Adobe, which has a reconciliation action plan outlining the company’s various initiatives and objectives for helping Indigenous peoples achieve equality, has guidelines that state any content uploaded to its Stock service relating to race and ethnicity should be “correctly represented”. A spokesperson for the company didn’t answer questions about whether AI-produced Indigenous art violates this policy, instead giving a general statement: “We are continually auditing, evaluating, and improving the Adobe Stock collections to serve our customers’ needs,” it said.
eBay policies say sellers must not “list, sell or promote materials, products or services that use Indigenous cultural and intellectual property in an unauthorised way”, according to a spokesperson. Pressed on whether AI-generated art would violate this policy, they said how an artwork is created is irrelevant and that a listing “using Indigenous art in an unauthorised way” may breach it.
Neither Etsy nor Shutterstock responded to a request for comment. Etsy has a policy that prohibits users from selling items falsely listed as being produced by Indigenous peoples — but only in Northern America, and allows “Indigenous-style” products by non-Indigenous people.
Amy Allerton is a Gumbaynggirr and Bundjalung woman who works as an artist and runs the Indigico Creative gallery, which sells original works and goods with Indigenous designs. She said art is hugely significant to her peoples’ cultures and that generating it through AI threatens the cultural integrity of their history.
“You’ve got non-Indigenous people being given the tools to create art based on our culture, which is a big no-no,” she told Crikey.
Allerton said the images that AI produces are “quite offensive” because of the mishmash of designs it produces. Many of the “Indigenous art” images produced by AI mix distinctive styles from different Indigenous nations and artists.

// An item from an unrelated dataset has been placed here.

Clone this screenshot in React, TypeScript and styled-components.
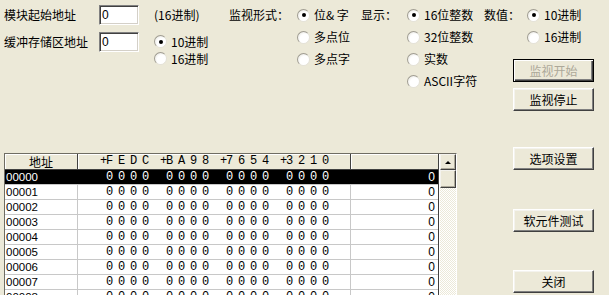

Indigenous artists in Australia already face fierce competition from people producing “fake” Indigenous art, which are designs and products imitating Indigenous artists’ distinctive styles but produced by people with no connection to or with no benefit to Indigenous communities.
A 2022 Productivity Commission report found that 75% of Indigenous-style goods were created by non-Indigenous people. Online art businesses were particularly bad. One stock image site analysed by the commission had 80% of its Indigenous-style images authored by non-Indigenous people. Similarly, 60% of listings on a print-on-demand marketplace were also produced by non-Indigenous creators.
Anthony Wallis runs Aboriginal Artists Agency, which helps artists earn income from the reproduction of their works. He said a significant amount of his work comes after the fact — when people and organisations use an artist’s work without their permission — and said it’s surprising how often enormous companies or important institutions don’t correctly license designs. He fears that AI will make this problem even worse.
“It’s frightening because it’s so cheap. It’s really dangerous from an artist’s point of view,” he said.
Allerton said it’s upsetting how AI models are being trained on Indigenous artists’ work without their permission and then used to generate work that competes directly with the artist.
“It’s a very colonial mindset that they are entitled to the entirety of us,” she said.
“Indigenous people don’t have the power for self-determination that we so want. This adds to the weight of all that. It’s like making me redundant. I think about myself, if I were made redundant, that would be devastating.”